Contemporary Catholics live within economic and political systems that routinely reduce persons to data points, labor units, or demographic categories. Nicanor's slave auction finds its modern analogues in human trafficking — a crisis Pope Francis has called "a crime against humanity" — in migrant labor exploitation, and in any ideology that assigns human worth by productivity or utility. This passage invites a concrete examination of conscience: In what ways do I participate in or benefit from structures that commodify persons? The author's editorial aside — that Nicanor acted without reckoning with the Almighty — is also a word of hope for those who feel overwhelmed by powerful adversaries. The forces arrayed against Judas looked invincible on paper. Catholics facing institutional hostility to faith, whether in workplaces, courts, or culture, are reminded that the accounting of heaven is not the accounting of human power. The Almighty is not surprised by the machinery of opposition — and He is already moving. Pray the Pantokratōr is on your side, and live accordingly.
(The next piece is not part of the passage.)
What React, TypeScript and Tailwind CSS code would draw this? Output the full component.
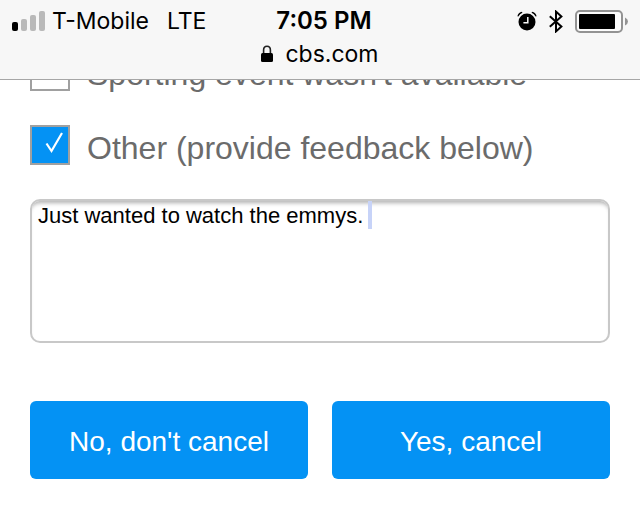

Verse 11 — The Slave Auction Announced; Divine Irony Foreshadowed Nicanor's confidence is so absolute that he advertises the sale before the battle is fought. His invitations to the coastal cities — likely Ptolemaic-influenced port cities along the Phoenician and Philistine coast — promise seventy slaves per talent. This price point is significantly below market value, suggesting a glut of supply: Nicanor anticipates capturing not hundreds but tens of thousands. The number "seventy" may carry symbolic weight, recalling both the seventy elders of Israel (Ex 24:1) and the seventy nations of the Table of Nations (Gen 10), suggesting a complete inversion — God's covenant mediators sold off to the nations. The passage closes with the narrator's editorial aside, the hinge upon which the entire episode turns: Nicanor acts "not expecting the judgment that was to overtake him from the Almighty." The Greek pantokratōr — the Almighty — is the same title used in the Septuagint for the Lord of Hosts, the divine warrior who fights for Israel. The irony is complete: while Nicanor counts his profits, God is already moving.